Le 19 juin, il n’y aura pas de décision mais un tour de table sur les différents aspects de la proposition. On escompte que les « frugaux », clairement lâchés par les Allemands, ne pourront plus s’opposer à l’économie générale de la proposition mais qu’ils vont se rabattre sur les détails où, comme chacun sait, le diable trouve ses meilleurs refuges. Ainsi, on peut parier que les débats vont largement porter sur les nouvelles ressources propres de l’Union qu’il est question de créer : taxe GAFA ? Taxe sur les plastiques non réutilisables ? Taxe carbone sur les produits importés qui ne respectent pas les normes européennes ? Partie du produit des droits d’émission de CO2 ? Ou de l’impôt sur les sociétés ? On peut aussi être sûr qu’ils vont faire rage sur les critères de répartition des 500 Milliards d’euros et sur les conditions que devront respecter les bénéficiaires, notamment l’obligation d’investir les sommes allouées conformément aux orientations du Pacte Vert et de la priorité reconnue à l’économie numérique (5G, Intelligence Artificielle etc.).

En tous cas, tout est en place pour que la construction européenne progresse significativement. Que l’Union emprunte solidairement sur les marchés pour financer les besoins de quelques-uns de ses membres a beau être strictement limité dans son objet (le Covid) et sa durée (les sept prochaines années), le précédent est créé et ne manquera pas d’être invoqué à la première occasion. Ce n’est pas tout à fait une révolution Hamiltonienne de mutualisation des dettes nationales mais c’est un grand pas dans cette direction.

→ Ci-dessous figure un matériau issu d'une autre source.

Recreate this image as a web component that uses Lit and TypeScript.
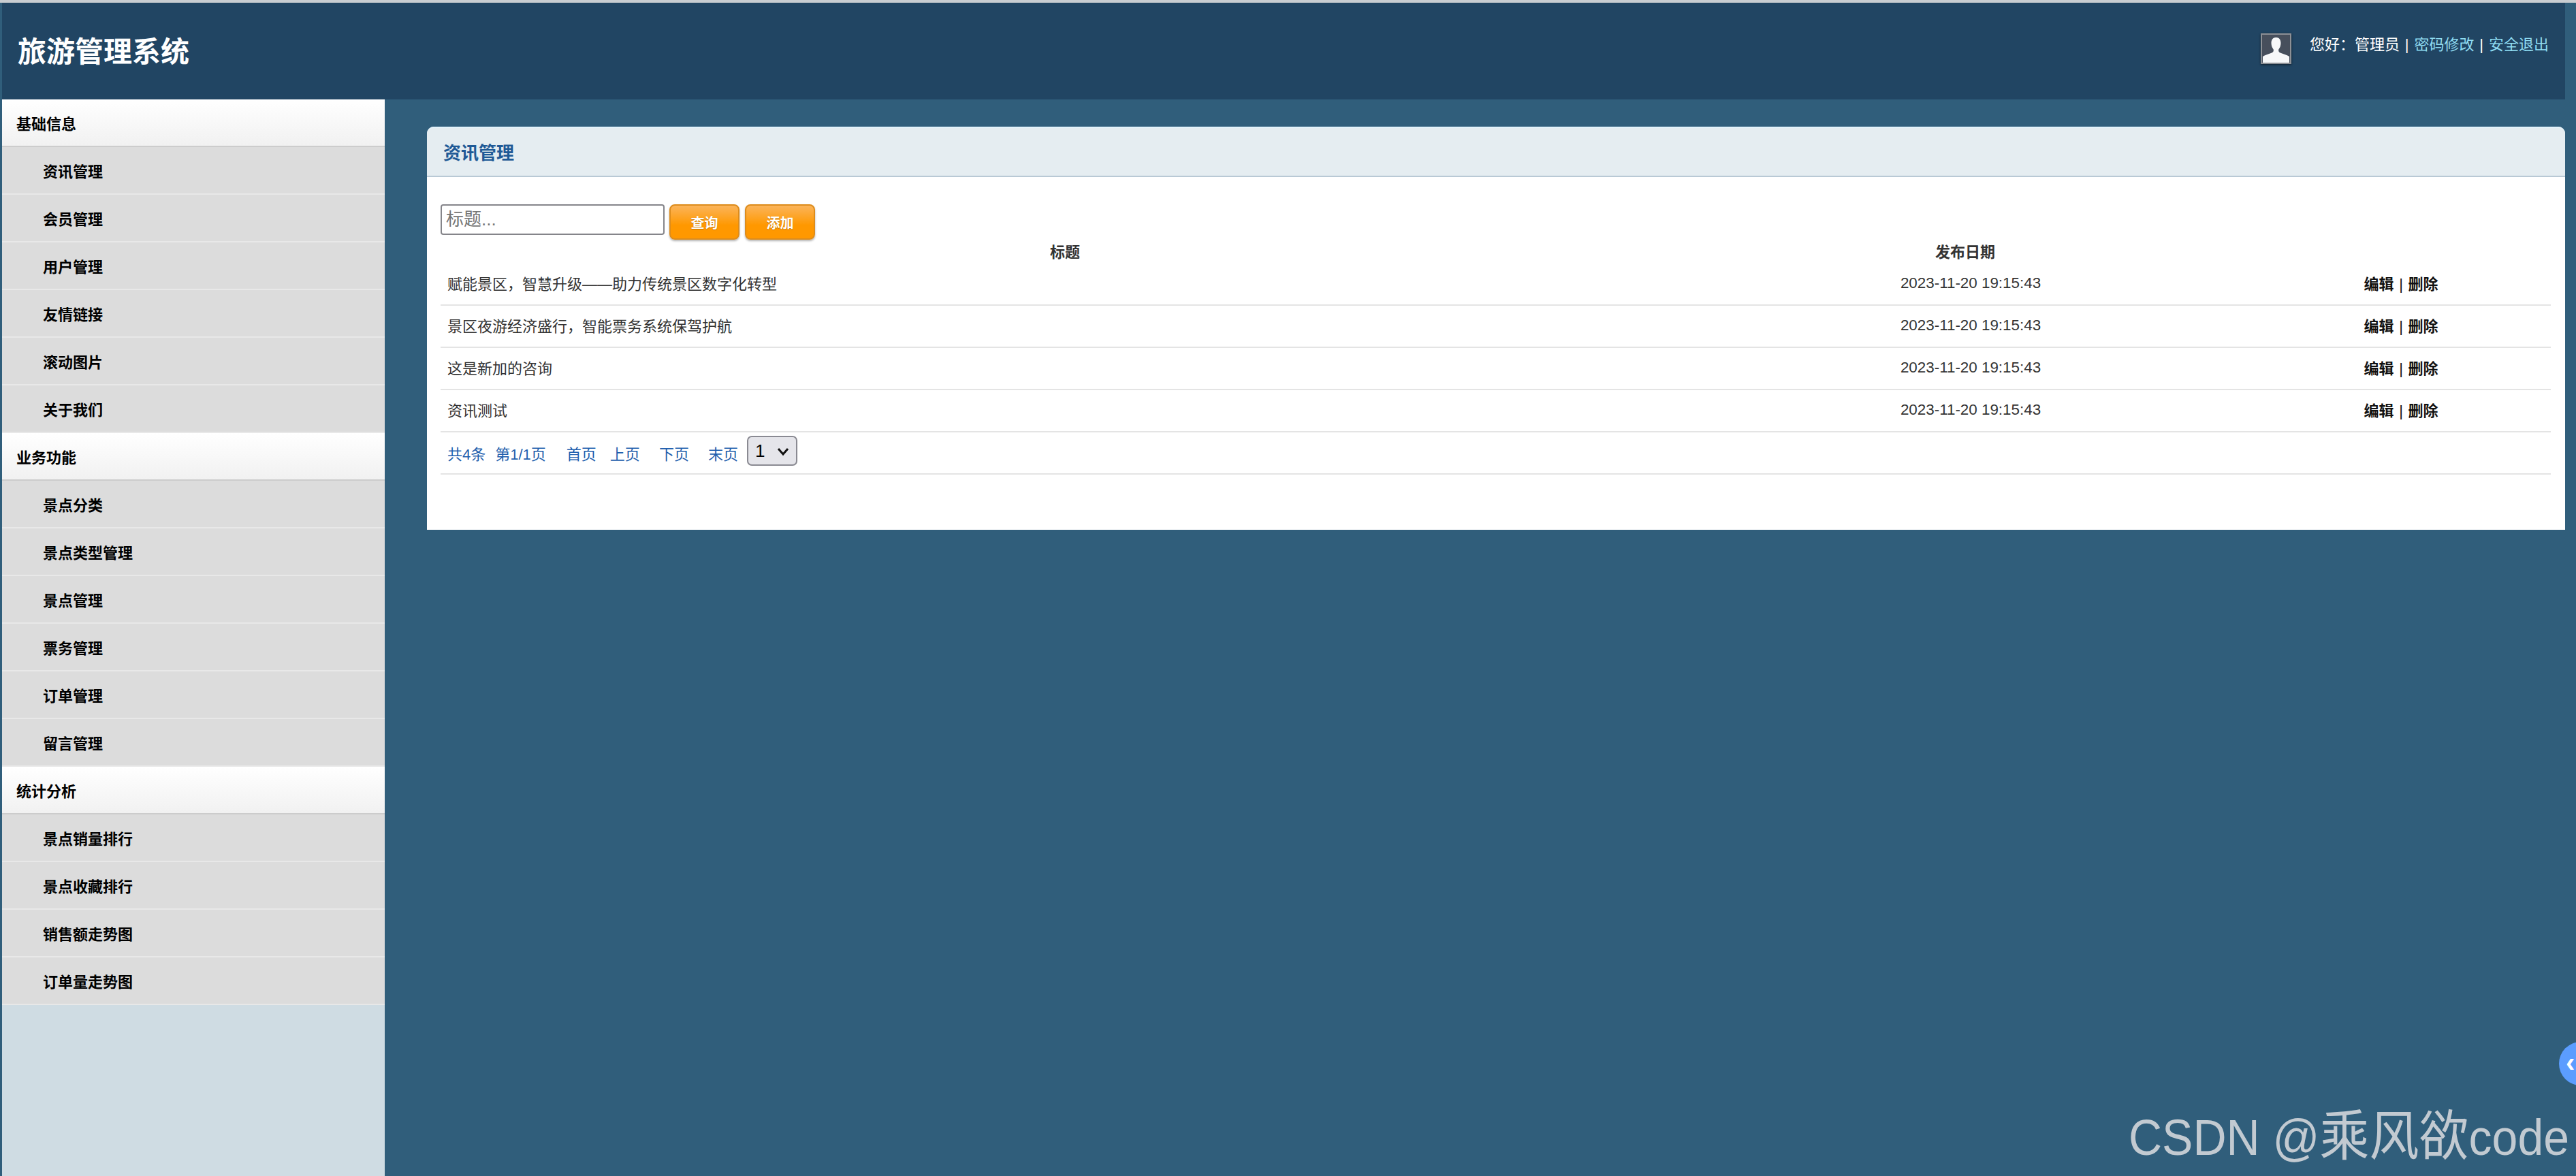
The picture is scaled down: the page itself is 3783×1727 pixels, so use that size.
import { LitElement, html, css } from "lit";
import { customElement } from "lit/decorators.js";

const MENU = [
  { title: "基础信息", items: ["资讯管理", "会员管理", "用户管理", "友情链接", "滚动图片", "关于我们"] },
  { title: "业务功能", items: ["景点分类", "景点类型管理", "景点管理", "票务管理", "订单管理", "留言管理"] },
  { title: "统计分析", items: ["景点销量排行", "景点收藏排行", "销售额走势图", "订单量走势图"] },
];

const ROWS = [
  "赋能景区，智慧升级——助力传统景区数字化转型",
  "景区夜游经济盛行，智能票务系统保驾护航",
  "这是新加的咨询",
  "资讯测试",
];

@customElement("app-root")
export class AppRoot extends LitElement {
  static styles = css`
    :host {
      display: block;
      position: relative;
      width: 3783px;
      height: 1727px;
      overflow: hidden;
      box-sizing: border-box;
      background: #305e7b;
      border-top: 4px solid #c9cdd1;
      font-family: "Liberation Sans", "Noto Sans CJK SC", sans-serif;
      font-size: 22px;
      color: #333;
    }
    .shell {
      display: grid;
      grid-template-columns: 562px 1fr;
      grid-template-rows: 142px 1fr;
      height: 100%;
      padding: 0 16px 0 3px;
      box-sizing: border-box;
    }
    .top {
      grid-column: 1 / 3;
      background: #214563;
      display: flex;
      align-items: flex-start;
      justify-content: space-between;
      padding: 0 24px 0 23px;
    }
    .logo {
      font-size: 42px;
      font-weight: 700;
      color: #fff;
      line-height: 146px;
    }
    .user {
      display: flex;
      align-items: flex-start;
      color: #fff;
      line-height: 32px;
      padding-top: 45px;
    }
    .avatar {
      width: 45px;
      height: 45px;
      margin-right: 27px;
      box-shadow: 0 1px 3px rgba(0, 0, 0, 0.6);
      display: block;
    }
    .hello {
      padding-top: 1px;
      white-space: pre;
      word-spacing: 1.8px;
    }
    .hello a {
      color: #8fdcf2;
      text-decoration: none;
    }
    .side {
      background: #cfdce3;
    }
    .group {
      height: 70px;
      box-sizing: border-box;
      padding: 5px 0 0 21px;
      line-height: 63px;
      font-weight: 700;
      color: #000;
      background: linear-gradient(#ffffff, #f1f1f1);
      border-bottom: 2px solid #cccccc;
    }
    .item {
      height: 70px;
      box-sizing: border-box;
      padding: 5px 0 0 60px;
      line-height: 63px;
      font-weight: 700;
      color: #000;
      background: #dcdcdc;
      border-bottom: 2px solid #e8e8e8;
    }
    .main {
      padding: 40px 0 0 62px;
    }
    .panel {
      background: #fff;
      border-radius: 10px 10px 0 0;
      padding-bottom: 81px;
    }
    .panel-title {
      height: 74px;
      box-sizing: border-box;
      background: #e5edf1;
      border-top: 2px solid #e3f3fb;
      border-bottom: 2px solid #b9c9d5;
      border-radius: 10px 10px 0 0;
      padding: 4px 0 0 24px;
      line-height: 66px;
      font-size: 26px;
      font-weight: 700;
      color: #1f5a96;
    }
    .body {
      padding: 40px 21px 0 20px;
    }
    .tools {
      display: flex;
      align-items: flex-start;
      height: 52px;
    }
    .tools input {
      width: 329px;
      height: 45px;
      box-sizing: border-box;
      border: 2px solid #85858a;
      border-radius: 4px;
      padding: 0 6px;
      font: inherit;
      font-size: 26px;
      margin: 0 7px 0 0;
      outline: none;
    }
    .tools input::placeholder {
      color: #757575;
    }
    .btn {
      width: 103px;
      height: 52px;
      box-sizing: border-box;
      margin-right: 8px;
      border: 2px solid #dd8c1c;
      border-radius: 8px;
      background: linear-gradient(#fbb45a, #ff9800 60%);
      box-shadow: 0 2px 3px rgba(0, 0, 0, 0.3);
      color: #fff;
      font: inherit;
      font-size: 20px;
      font-weight: 700;
      padding: 0;
      text-shadow: 0 1px 1px rgba(0, 0, 0, 0.25);
    }
    table {
      width: 3099px;
      table-layout: fixed;
      border-collapse: collapse;
    }
    .c1 { width: 1834px; }
    .c2 { width: 810px; }
    th {
      height: 31px;
      padding: 3px 0 0;
      font-weight: 700;
      color: #333;
      text-align: center;
      line-height: 28px;
    }
    td {
      height: 62px;
      box-sizing: border-box;
      border-bottom: 2px solid #e4e4e4;
      padding: 0 0 2px;
      text-align: center;
    }
    td.name {
      text-align: left;
      padding: 0 0 4px 10px;
    }
    td.date {
      padding-left: 16px;
      padding-bottom: 2px;
      font-size: 22.4px;
    }
    td.ops {
      padding: 0 0 4px 15px;
      font-weight: 700;
      color: #111;
      word-spacing: 1.5px;
    }
    td.ops span {
      font-weight: 400;
    }
    .pager {
      display: flex;
      align-items: center;
      padding-left: 10px;
      height: 60px;
      color: #1f5fae;
    }
    .pager span { margin-right: 28px; white-space: nowrap; }
    .pager .total { margin-right: 14px; }
    .pager .page { margin-right: 30px; }
    .pager .first { margin-right: 20px; }
    .pager .last { margin-right: 13px; }
    .pick {
      position: relative;
      display: block;
      width: 74px;
      height: 44px;
      margin-top: -6px;
    }
    .pick select {
      display: block;
      width: 100%;
      height: 100%;
      margin: 0;
      appearance: none;
      -webkit-appearance: none;
      font: inherit;
      font-size: 26px;
      color: #000;
      background: #e5e5ea;
      border: 2px solid #8a8a92;
      border-radius: 7px;
      padding: 0 0 0 10px;
      outline: none;
    }
    .chev {
      position: absolute;
      left: 44px;
      top: 17px;
      width: 18px;
      height: 13px;
      pointer-events: none;
    }
    .pager-cell {
      padding: 0;
      text-align: left;
    }
    .watermark {
      position: absolute;
      left: 3126px;
      top: 1620px;
      font-size: 68px;
      line-height: 90px;
      color: #c2cad1;
      white-space: nowrap;
      font-weight: 400;
      transform: scaleY(1.09);
    }
    .watermark span {
      font-size: 73px;
    }
    .float {
      position: absolute;
      left: 3758px;
      top: 1526px;
      width: 64px;
      height: 64px;
      border-radius: 50%;
      background: #5b9dff;
      color: #fff;
      font-size: 40px;
      font-weight: 700;
      line-height: 60px;
      text-indent: 10px;
    }
  `;

  render() {
    return html`
      <div class="shell">
        <header class="top">
          <div class="logo">旅游管理系统</div>
          <div class="user">
            <svg class="avatar" viewBox="0 0 45 45">
              <rect width="45" height="45" fill="#8d9095"></rect>
              <rect x="2" y="2" width="41" height="41" fill="#474f5c"></rect>
              <path
                d="M22.5 6c4.600 0 7 3.400 7 8.200 0 4-1.500 7.300-3.200 9.300-.6 2.500.3 4.300 3 5.300 4.500 1.700 9.500 3 12.700 5.200V43H3v-9c3.200-2.200 8.200-3.500 12.700-5.200 2.700-1 3.600-2.800 3-5.300-1.700-2-3.200-5.300-3.200-9.300 0-4.800 2.400-8.200 7-8.200z"
                fill="#f7f8f9"
              ></path>
            </svg>
            <div class="hello">您好：管理员 | <a>密码修改</a> | <a>安全退出</a></div>
          </div>
        </header>
        <nav class="side">
          ${MENU.map(
            (g) => html`
              <div class="group">${g.title}</div>
              ${g.items.map((i) => html`<div class="item">${i}</div>`)}
            `
          )}
        </nav>
        <main class="main">
          <section class="panel">
            <div class="panel-title">资讯管理</div>
            <div class="body">
              <div class="tools">
                <input placeholder="标题..." />
                <button class="btn">查询</button>
                <button class="btn">添加</button>
              </div>
              <table>
                <colgroup>
                  <col class="c1" />
                  <col class="c2" />
                  <col />
                </colgroup>
                <thead>
                  <tr>
                    <th>标题</th>
                    <th>发布日期</th>
                    <th></th>
                  </tr>
                </thead>
                <tbody>
                  ${ROWS.map(
                    (r) => html`
                      <tr>
                        <td class="name">${r}</td>
                        <td class="date">2023-11-20 19:15:43</td>
                        <td class="ops">编辑 <span>|</span> 删除</td>
                      </tr>
                    `
                  )}
                  <tr>
                    <td class="pager-cell" colspan="3">
                      <div class="pager">
                        <span class="total">共4条</span>
                        <span class="page">第1/1页</span>
                        <span class="first">首页</span>
                        <span>上页</span>
                        <span>下页</span>
                        <span class="last">末页</span>
                        <div class="pick">
                          <select><option>1</option></select>
                          <svg class="chev" viewBox="0 0 18 13">
                            <path d="M2 2l7 8 7-8" fill="none" stroke="#111" stroke-width="3"></path>
                          </svg>
                        </div>
                      </div>
                    </td>
                  </tr>
                </tbody>
              </table>
            </div>
          </section>
        </main>
      </div>
      <div class="float">‹</div>
      <div class="watermark">CSDN @<span>乘风欲</span>code</div>
    `;
  }
}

Autre commentaire : les négociations sur le Brexit n’avançant pas, Londres a essayé de faire remonter la question au Conseil Européen mais sans y parvenir. La réunion du 19 juin a été considérée comme trop importante pour être perturbée par un sujet certes majeur mais qui relève malgré tout de l’irritant. The Economist faisait récemment remarquer – à juste raison – que si le Royaume Uni était toujours membre de l’Union, la proposition de la Commission du 27 mai eût été morte-née… Façon de reconnaitre que c’est en jetant par-dessus bord le paquet de lest britannique que la montgolfière de l’Union peut enfin reprendre son envol.